Using Electricity to Rebuild Coral Reefs

Sometimes things from your past pop up at the strangest times. Reading this article was one of those times for me. The article discusses using electricity to grow coral reefs. This notion of “growing” a reef by using a low power electric current and accreting a calcium carbonate onto a metal armature has been around since I was in architecture school, in 1975. I know this, because the late Wolf Hilbertz was on the faculty at the University of Texas when I was in school there.

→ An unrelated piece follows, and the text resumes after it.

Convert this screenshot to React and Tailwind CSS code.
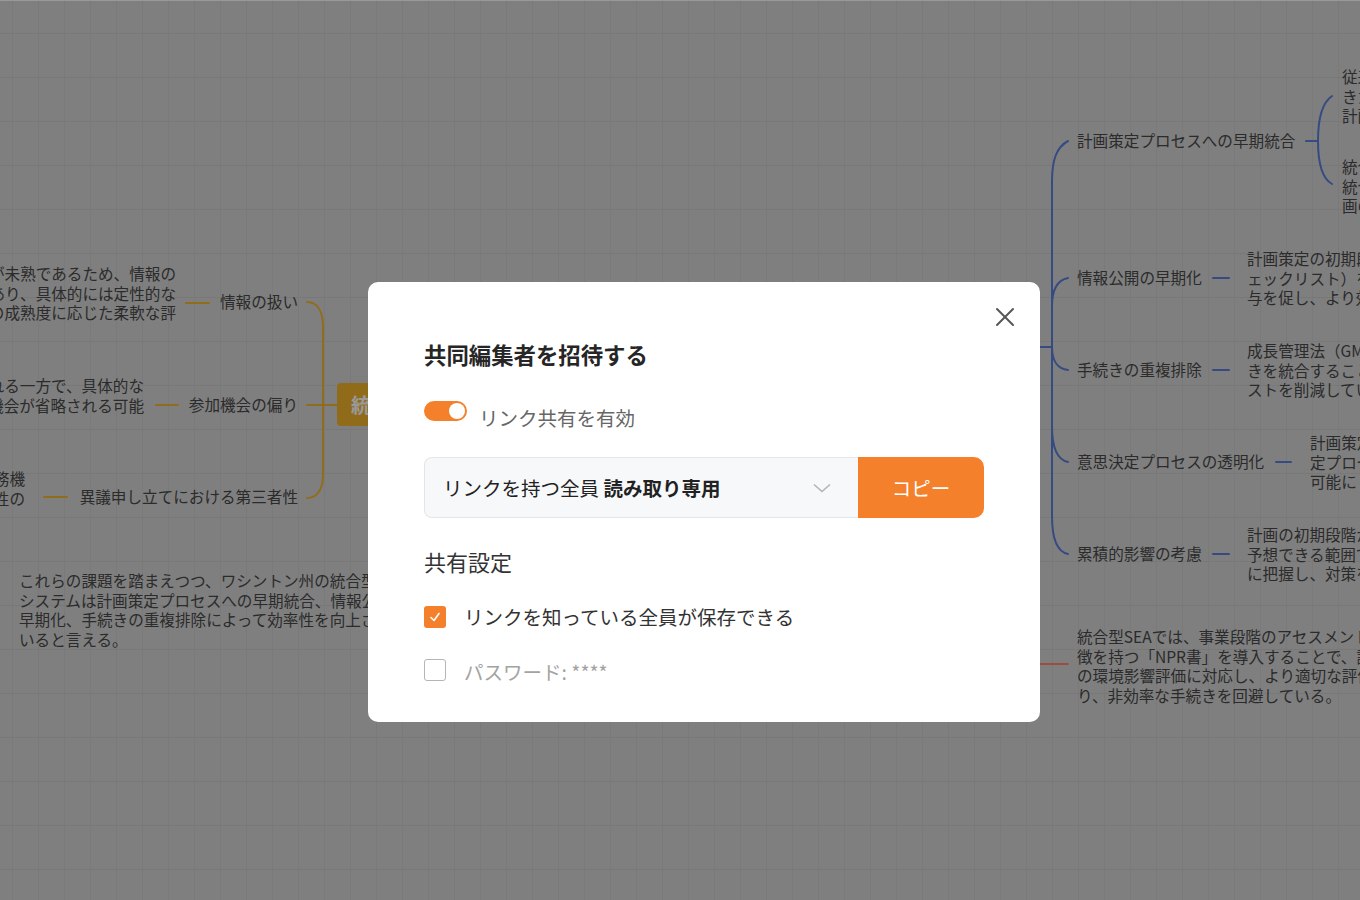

Back then, to Wolf, it was a solution to the housing crisis. Grow the structure, pull them out water when the armature was almost completely accreted in, finish them with a thin layer of concrete, furnish them and voila, you have a complete housing unit, strong, and cheap. Unfortunately, they weighed a ton and were relatively fragile. Also, the charge was not strong enough to overcome the insulating value of the layers of calcium carbonate as the layers grew, so the armature never got remotely close to become accreted in.
The notion of using them for artificial reef is much more practical. The other interesting aspect is the fact that somehow the low current makes the coral thrive, grow and enable the colony to repair breaks. The interesting parallel is that same low current approach helps human bones to knit.
Perhaps, after all of this, we will find that copper bracelets and “magnitotherapy” are not so nutsy after all.